AIM OF THE EXERCISE:
Copy every line of the following data that includes the string "screenshot".

Records
++++++++

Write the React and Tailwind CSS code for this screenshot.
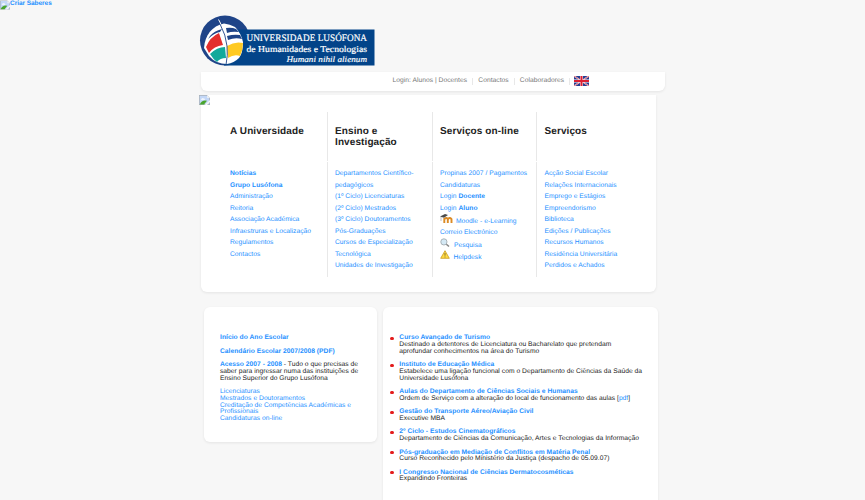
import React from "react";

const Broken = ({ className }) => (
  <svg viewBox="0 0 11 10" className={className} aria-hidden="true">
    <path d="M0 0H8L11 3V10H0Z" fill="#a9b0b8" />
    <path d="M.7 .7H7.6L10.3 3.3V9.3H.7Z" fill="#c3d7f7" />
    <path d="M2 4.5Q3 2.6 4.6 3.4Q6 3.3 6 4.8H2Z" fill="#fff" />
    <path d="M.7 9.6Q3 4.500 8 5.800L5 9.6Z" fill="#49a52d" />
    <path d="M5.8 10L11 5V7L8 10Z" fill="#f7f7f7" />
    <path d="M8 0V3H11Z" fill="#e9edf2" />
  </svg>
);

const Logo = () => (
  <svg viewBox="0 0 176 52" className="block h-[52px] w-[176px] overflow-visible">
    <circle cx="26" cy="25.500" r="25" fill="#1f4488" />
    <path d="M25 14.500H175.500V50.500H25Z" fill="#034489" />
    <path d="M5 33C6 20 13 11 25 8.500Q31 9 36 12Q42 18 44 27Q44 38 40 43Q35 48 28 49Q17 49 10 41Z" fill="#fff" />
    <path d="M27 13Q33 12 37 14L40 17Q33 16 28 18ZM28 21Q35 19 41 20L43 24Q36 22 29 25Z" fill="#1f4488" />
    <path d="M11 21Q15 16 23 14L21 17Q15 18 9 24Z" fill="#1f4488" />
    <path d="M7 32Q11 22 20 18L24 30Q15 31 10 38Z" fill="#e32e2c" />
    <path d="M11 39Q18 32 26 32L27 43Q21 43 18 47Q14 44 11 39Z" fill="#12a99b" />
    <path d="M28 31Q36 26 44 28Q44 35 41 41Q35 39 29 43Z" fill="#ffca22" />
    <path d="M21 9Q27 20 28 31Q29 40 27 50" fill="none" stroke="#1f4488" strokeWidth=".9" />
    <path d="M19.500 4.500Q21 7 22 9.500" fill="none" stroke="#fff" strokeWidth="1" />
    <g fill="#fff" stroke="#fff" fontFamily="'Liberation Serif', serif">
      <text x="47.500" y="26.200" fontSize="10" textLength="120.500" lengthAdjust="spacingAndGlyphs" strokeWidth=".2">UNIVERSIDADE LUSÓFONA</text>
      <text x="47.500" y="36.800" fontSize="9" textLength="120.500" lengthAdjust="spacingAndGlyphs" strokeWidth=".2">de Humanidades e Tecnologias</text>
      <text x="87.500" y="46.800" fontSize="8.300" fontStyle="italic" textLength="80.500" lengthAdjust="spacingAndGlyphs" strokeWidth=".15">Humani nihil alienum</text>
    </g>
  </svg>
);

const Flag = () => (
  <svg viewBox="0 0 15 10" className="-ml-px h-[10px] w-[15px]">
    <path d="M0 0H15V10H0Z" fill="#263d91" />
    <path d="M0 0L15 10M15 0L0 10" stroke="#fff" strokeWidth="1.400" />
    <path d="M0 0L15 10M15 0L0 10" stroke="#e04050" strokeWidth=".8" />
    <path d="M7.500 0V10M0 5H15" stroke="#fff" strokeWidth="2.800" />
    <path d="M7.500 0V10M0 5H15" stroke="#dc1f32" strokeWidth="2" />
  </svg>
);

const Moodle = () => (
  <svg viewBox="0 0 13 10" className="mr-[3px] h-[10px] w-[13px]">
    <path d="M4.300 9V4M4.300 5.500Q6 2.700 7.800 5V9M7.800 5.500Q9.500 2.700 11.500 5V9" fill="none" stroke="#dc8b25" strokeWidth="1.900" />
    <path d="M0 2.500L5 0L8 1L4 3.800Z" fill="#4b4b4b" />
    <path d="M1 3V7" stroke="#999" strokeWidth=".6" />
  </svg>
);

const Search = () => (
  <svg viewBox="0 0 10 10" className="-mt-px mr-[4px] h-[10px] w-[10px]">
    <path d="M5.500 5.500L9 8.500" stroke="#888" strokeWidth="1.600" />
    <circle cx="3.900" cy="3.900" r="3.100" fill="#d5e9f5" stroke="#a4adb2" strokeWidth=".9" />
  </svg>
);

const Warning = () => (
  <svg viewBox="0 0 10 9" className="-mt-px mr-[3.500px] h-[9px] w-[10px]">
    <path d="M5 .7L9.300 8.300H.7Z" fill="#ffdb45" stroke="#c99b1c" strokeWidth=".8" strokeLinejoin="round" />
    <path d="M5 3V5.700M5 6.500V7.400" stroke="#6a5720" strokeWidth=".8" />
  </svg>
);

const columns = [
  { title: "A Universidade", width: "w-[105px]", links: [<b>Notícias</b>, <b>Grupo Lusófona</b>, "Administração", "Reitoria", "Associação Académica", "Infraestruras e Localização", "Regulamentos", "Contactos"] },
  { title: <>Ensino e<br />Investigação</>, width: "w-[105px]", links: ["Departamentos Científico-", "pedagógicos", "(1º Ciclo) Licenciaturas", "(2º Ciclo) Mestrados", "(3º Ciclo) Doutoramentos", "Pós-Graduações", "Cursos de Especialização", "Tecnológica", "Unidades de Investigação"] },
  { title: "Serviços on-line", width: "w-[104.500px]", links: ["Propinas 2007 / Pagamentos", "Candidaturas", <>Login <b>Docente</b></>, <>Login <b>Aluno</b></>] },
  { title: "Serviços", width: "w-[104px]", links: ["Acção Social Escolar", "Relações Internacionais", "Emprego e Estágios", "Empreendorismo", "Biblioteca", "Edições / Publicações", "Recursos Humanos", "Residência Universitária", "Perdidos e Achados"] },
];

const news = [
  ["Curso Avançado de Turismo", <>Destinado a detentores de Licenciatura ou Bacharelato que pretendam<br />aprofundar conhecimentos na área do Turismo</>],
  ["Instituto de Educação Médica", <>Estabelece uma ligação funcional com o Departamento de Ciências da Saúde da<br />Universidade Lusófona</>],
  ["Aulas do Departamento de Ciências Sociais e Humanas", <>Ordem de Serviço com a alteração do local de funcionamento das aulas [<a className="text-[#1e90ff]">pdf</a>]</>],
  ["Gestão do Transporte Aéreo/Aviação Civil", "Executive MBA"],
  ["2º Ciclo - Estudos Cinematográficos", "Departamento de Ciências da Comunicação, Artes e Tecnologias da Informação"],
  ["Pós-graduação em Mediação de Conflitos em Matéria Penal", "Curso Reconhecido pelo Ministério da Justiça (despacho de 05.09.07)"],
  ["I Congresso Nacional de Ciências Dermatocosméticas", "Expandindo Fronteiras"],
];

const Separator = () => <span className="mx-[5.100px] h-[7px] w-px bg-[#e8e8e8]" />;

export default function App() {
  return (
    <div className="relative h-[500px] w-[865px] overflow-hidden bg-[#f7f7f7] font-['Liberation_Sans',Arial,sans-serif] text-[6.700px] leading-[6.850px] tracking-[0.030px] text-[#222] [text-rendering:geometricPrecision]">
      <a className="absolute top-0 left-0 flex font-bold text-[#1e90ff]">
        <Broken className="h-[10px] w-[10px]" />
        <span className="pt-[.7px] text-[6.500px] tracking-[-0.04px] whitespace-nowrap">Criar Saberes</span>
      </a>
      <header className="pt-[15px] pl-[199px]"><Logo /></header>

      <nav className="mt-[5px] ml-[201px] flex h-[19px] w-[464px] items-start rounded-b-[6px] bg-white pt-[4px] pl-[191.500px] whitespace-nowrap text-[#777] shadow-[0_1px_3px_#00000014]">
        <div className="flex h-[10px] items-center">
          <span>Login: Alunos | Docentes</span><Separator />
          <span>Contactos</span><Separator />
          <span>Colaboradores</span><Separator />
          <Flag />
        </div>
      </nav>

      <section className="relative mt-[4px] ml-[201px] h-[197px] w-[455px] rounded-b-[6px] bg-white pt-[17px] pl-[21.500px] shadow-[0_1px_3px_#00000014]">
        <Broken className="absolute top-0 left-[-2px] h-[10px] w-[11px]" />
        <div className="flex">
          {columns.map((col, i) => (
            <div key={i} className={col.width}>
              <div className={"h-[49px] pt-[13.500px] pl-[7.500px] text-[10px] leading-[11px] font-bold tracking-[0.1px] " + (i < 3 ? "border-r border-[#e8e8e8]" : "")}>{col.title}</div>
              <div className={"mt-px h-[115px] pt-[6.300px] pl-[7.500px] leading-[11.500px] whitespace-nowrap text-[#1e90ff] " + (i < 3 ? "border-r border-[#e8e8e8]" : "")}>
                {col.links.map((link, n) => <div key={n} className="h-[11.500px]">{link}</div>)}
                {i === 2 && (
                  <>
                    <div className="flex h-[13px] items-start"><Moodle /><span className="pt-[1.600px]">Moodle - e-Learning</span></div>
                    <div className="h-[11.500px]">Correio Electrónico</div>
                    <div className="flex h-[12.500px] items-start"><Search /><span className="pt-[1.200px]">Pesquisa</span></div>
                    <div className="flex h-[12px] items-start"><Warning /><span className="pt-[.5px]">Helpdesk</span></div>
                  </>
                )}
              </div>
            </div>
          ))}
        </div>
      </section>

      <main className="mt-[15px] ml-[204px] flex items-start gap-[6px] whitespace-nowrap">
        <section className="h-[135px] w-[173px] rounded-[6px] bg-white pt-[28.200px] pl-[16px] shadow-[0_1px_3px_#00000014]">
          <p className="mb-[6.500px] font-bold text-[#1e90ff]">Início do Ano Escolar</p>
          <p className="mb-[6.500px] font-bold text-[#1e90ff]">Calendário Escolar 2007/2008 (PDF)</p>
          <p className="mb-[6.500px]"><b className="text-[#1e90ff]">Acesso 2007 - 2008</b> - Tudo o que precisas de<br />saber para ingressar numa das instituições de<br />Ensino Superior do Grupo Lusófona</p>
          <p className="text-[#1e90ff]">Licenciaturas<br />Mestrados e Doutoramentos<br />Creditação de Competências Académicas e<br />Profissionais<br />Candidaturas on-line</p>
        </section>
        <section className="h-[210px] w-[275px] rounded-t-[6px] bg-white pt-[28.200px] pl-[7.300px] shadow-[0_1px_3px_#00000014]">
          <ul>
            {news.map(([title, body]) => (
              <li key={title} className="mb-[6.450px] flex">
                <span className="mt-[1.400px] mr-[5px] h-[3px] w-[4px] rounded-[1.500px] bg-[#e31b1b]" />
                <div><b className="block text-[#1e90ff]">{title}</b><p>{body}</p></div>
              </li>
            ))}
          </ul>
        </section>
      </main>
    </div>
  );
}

++++++++

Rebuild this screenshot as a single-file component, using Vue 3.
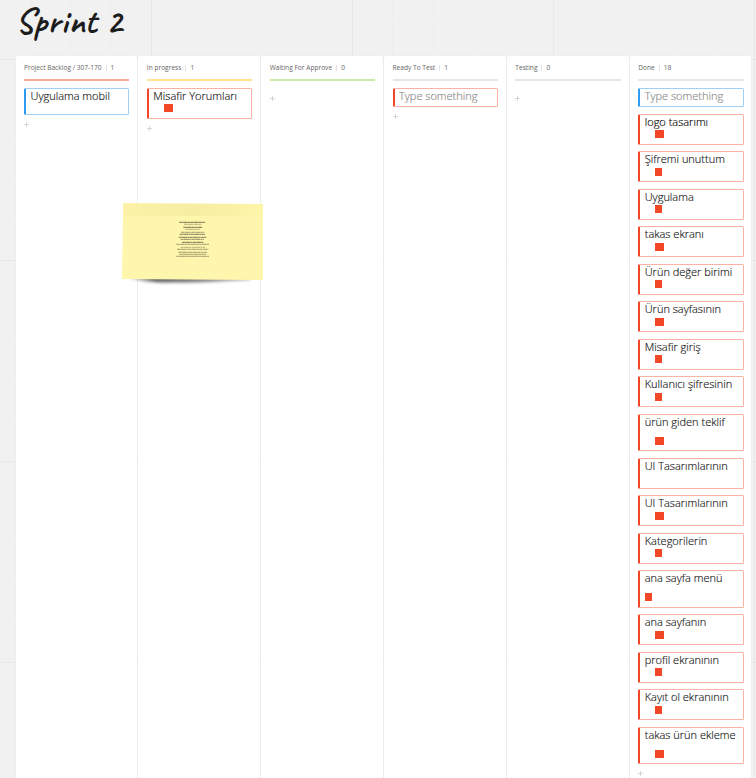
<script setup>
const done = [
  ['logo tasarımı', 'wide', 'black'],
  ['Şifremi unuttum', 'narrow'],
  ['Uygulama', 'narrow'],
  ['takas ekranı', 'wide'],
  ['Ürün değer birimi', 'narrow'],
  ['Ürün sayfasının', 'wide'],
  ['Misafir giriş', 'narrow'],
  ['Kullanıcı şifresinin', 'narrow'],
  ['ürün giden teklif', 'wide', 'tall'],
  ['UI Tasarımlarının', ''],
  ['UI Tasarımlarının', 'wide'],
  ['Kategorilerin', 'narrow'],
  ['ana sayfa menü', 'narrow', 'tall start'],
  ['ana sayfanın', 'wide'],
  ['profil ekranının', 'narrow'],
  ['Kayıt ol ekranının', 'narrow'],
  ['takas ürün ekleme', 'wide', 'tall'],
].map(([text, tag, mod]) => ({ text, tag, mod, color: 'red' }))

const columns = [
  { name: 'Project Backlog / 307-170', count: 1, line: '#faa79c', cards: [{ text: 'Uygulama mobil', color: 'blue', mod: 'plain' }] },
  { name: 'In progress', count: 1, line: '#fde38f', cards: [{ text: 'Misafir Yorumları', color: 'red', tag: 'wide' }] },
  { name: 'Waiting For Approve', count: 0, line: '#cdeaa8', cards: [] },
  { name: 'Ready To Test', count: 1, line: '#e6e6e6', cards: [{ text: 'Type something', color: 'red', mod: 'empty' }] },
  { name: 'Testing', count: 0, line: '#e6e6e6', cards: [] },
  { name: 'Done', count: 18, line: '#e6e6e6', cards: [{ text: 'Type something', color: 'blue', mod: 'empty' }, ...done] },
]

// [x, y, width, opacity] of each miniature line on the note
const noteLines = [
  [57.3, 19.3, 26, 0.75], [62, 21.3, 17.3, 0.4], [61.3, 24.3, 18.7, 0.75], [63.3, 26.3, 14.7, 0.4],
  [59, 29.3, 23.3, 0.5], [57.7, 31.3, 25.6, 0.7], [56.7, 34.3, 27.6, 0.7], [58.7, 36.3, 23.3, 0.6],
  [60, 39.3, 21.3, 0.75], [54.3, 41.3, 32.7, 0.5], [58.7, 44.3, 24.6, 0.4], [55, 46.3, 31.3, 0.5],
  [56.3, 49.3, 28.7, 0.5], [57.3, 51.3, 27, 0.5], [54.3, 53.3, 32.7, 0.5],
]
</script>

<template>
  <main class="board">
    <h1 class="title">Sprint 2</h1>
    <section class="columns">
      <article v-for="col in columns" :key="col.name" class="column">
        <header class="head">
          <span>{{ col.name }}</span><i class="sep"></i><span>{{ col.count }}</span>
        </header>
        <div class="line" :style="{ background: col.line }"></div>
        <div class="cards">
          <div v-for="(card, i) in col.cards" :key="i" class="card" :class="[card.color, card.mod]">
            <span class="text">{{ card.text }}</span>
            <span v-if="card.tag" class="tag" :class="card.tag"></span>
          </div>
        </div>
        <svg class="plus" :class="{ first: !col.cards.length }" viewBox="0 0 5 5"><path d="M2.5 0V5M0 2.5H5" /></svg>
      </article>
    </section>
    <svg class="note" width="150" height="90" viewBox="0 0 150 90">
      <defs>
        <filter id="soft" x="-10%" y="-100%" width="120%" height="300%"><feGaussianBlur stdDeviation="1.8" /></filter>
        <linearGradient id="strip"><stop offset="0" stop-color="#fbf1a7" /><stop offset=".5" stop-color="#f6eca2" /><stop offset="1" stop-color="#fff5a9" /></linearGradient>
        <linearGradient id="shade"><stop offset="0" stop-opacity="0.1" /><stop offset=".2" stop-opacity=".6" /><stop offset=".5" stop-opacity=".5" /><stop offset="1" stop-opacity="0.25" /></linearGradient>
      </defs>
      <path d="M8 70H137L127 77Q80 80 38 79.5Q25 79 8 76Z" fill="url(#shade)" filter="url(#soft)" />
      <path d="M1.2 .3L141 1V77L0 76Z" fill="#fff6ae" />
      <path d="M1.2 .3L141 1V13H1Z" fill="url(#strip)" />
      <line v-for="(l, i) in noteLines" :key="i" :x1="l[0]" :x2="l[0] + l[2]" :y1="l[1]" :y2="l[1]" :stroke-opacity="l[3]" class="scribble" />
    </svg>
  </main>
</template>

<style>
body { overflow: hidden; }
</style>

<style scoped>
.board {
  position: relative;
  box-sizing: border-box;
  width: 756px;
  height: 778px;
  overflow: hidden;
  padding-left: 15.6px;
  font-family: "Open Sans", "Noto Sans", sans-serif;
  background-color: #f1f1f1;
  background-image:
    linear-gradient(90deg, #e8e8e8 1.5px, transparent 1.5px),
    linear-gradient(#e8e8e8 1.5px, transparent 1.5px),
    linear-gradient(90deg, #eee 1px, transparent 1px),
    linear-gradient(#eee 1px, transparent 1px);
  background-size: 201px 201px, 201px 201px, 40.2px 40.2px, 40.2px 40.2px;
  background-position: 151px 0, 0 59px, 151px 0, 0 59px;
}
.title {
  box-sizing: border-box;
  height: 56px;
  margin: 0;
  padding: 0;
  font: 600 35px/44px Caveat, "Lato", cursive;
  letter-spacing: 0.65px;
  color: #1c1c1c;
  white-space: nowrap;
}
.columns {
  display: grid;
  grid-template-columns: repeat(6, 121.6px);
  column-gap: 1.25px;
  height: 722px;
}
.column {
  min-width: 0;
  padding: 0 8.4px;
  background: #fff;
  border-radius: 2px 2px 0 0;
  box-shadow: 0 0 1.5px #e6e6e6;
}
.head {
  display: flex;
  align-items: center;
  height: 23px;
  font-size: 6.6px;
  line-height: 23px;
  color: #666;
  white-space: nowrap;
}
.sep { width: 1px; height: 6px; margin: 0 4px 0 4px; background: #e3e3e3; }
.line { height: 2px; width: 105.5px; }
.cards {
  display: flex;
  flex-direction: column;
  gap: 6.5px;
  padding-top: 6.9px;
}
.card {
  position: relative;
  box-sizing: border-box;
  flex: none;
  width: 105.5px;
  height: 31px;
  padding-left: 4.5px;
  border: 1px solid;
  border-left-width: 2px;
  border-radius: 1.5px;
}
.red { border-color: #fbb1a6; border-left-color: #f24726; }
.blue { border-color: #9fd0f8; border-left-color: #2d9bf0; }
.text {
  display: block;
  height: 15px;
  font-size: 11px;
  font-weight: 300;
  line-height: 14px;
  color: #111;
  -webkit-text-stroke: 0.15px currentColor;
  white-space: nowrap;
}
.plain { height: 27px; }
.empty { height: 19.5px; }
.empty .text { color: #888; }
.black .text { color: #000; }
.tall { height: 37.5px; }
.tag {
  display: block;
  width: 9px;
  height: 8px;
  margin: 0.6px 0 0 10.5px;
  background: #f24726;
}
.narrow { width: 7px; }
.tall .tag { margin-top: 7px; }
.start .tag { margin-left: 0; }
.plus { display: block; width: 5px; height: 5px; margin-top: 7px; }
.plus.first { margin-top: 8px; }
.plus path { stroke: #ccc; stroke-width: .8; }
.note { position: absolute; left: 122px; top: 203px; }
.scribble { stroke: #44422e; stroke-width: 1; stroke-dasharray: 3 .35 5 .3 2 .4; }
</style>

++++++++

RESULT OF THE EXERCISE:
Write the React and Tailwind CSS code for this screenshot.
Rebuild this screenshot as a single-file component, using Vue 3.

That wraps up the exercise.